WC = hourly employees of taxed employers.
The most underappreciated and significant fissure in the US today is between people working in the taxed economy and those in the tax-exempt universe.
For example, is there anyone who would dispute that these Amazon employees could aptly be described as “working class?”
http://www.dailymail.co.uk/news/article-5617511/Stressed-Amazon-warehouse-workers-UK-driven-brink-suicide.html
I would say that “working class” describes people who have to be at a certain place at a certain time and perform certain tasks all as defined by a supervisor.

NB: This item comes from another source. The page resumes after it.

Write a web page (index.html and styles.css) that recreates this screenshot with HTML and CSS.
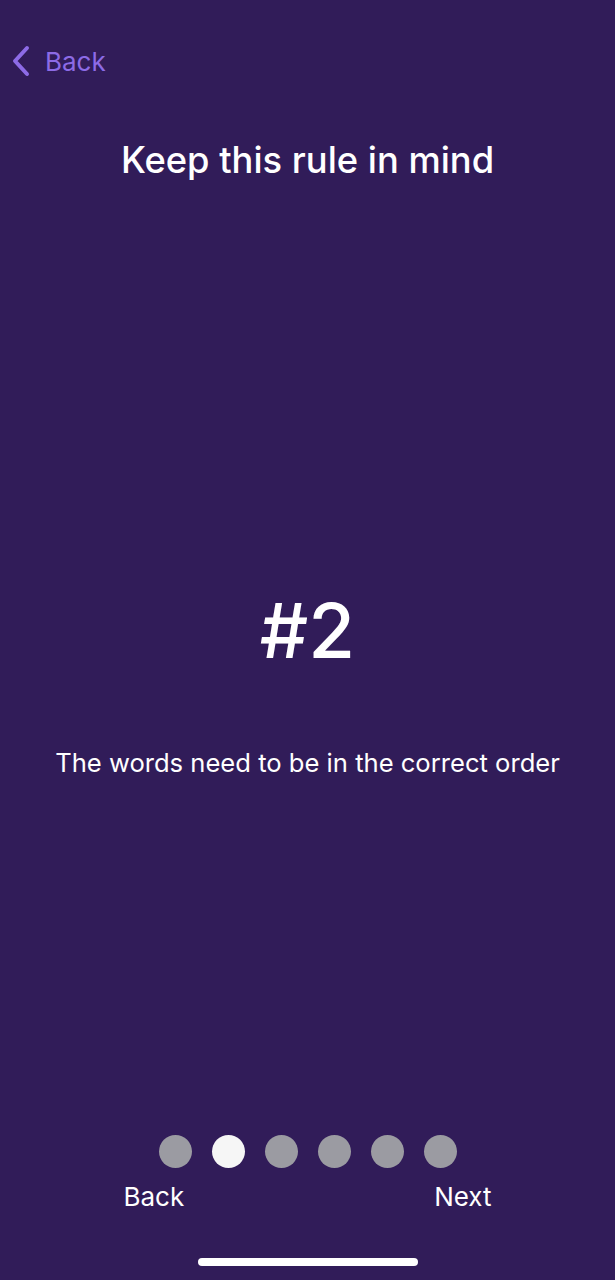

Someone who makes money through rent (whether of fixed property or stock exchange assets or operating an automatic machine such as a cryptocurrency miner) or by making it at a time and place of their own volition (eg art painter, writer, potter, software developer) is something else. I don’t think there is a word for that, “capitalist” doesn’t seem to fit. “Landlord” refers to fixed property only.
The definition is certainly wrong. Those of us sitting in cubicles all day are more like the factory workers of days past, shielded from dealing with government by legal, accounting, and HR departments.
Yet, the small business owner who actually hires others and deals with the full brunt of Washington’s largess is considered working class.
In some ways, nothing has changed. As in the past, the Democrats get support from those of us who are herded in to more urban areas, marching in to our workplaces each morning to perform our narrowly specialized tasks.
Working “class” is a good phrase, and most folks feel comfy using it and thinking they know who it applies to. Workers who have jobs but not college degrees — and the jobs pay less than about $75 k (~ median income + 50%).
They’re also NOT entrepreneurs, and usually not members of the gig economy.
Not college educated is a real class. Working class is a good description.
Twenty percent do not finish high school and only 30 percent complete a four year degree or higher.